For Blue and White, Edelstein’s move threatened its chances of forming a government after it gained the recommendation of a majority of 61 members of Knesset and party leader Benny Gantz was tapped as the next prime minister. But this slim majority includes the anti-Zionist Joint Arab List, meaning Gantz wasn’t certain to succeed in establishing a minority ruling coalition after he ruled out the possibility of having the Arabs sit in his government.

Still, the anti-Bibi bloc does constitute a majority of 61 against the 58 seats of the Right, and therefore is intitled to vote in its own candidate for the position of Speaker of the Knesset. That candidate is most likely to be Meir Cohen, which is itself interesting given that MK Cohen has in the past stated that Israel should be a democratic-only state (ie. Not a “Jewish” state).

 

Controlling the agenda

By voting in its own Speaker, Blue and White will be able to control the parliamentary agenda. Specifically, it means that they will be able to pass three proposed laws that would make it impossible for Netanyahu to continue as a prime minister.

In other words, the position of Speaker of the Knesset is at this moment critical to the future direction of Israel, at least in the near term.

The problem with all of it, however, is that while not required by law, the Knesset Speaker has always come from the biggest party, which is also usually the one to form the governing coalition. The reason for this is the need for mutual trust between the Prime Minister and the Knesset Speaker, without which the Knesset can’t function properly. Legal as it is, therefore, Blue and White’s demand to replace Edelstein even before it has succeeded to form a stable coalition is, in the eyes of the pro-Bibi block, an objectionable precedent.

Given all of this, Edelstein’s postponing the vote should have been seen as a kind of filibuster, an accepted political procedure designed to delay or prevent legislation. In this case, the filibuster’s purpose in my view was to bring the Knesset to a standstill until Gantz ran out of time to form a coalition, and the mandate was given over to Netanyahu.

 

Rule of law, or rule of judges?

All of this means that Edelstein didn’t break any law, and it is this which raises the question of why the Supreme Court found the need to step into the political arena, and by so doing presenting itself once again as possessing higher authority than the sovereign. That is the true violation of democracy, which demands a healthy separation of powers between the legislative, executive, and judiciary systems.

The Supreme Court’s decision, written by its President Esther Hayut, concluded that “there is no escaping the conclusion that in the circumstances created, this is one of those exceptional cases where this court is required to intervene to prevent a violation of our parliamentary system.” The key phrase here is “exceptional cases” determined by the justices, who are working under former Supreme Court President Aharon Barak’s principle of the “test of reasonability,” which has in the past compelled the Supreme Court to issue rulings on issues not falling under the rule of law.

Edelstein’s response was one of defiance. “Tonight, I told the Supreme Court – I won’t agree to ultimatums … I can’t agree because this means that the Knesset’s agenda will be determined by the Supreme Court and not by the Speaker of the Knesset, who is assigned this role.”

One must wonder if this brings Israel closer to the scenario once articulated by Aharon Barak, who while serving as the president of the Supreme Court said that in the event that the government refuses a court order, he would consider it “a coup, a putsch, of which the outcome will be determined by tanks.

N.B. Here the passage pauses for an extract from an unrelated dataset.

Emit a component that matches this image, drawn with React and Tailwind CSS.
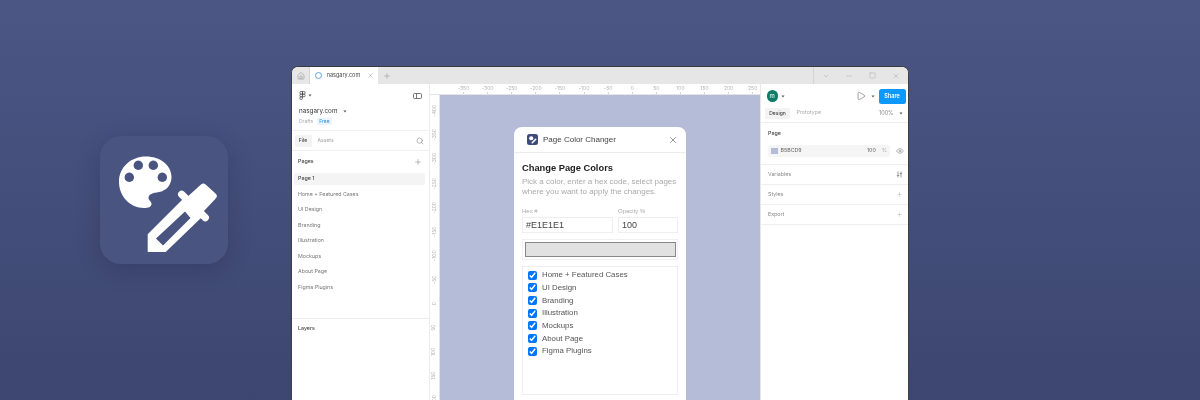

If the Chief-of-Staff will send tanks to protect the court it will end in one way, and if he will send tanks to protect the government it will end up differently.” This is an amazing statement, an actual threat, from a body that has neither the purse nor the sword.

Though theoretically possible, this extreme scenario is unlikely, at least for now. As I write these things, I hear that Edelstein just announced his resignation, but not before accusing the Supreme Court of ruining the Knesset.

This is the first time in Israel’s history that the Speaker of the Knesset Speaker has resigned his post. And this resignation will no doubt serve as further justification to those who by now have lost all trust in the Supreme Court.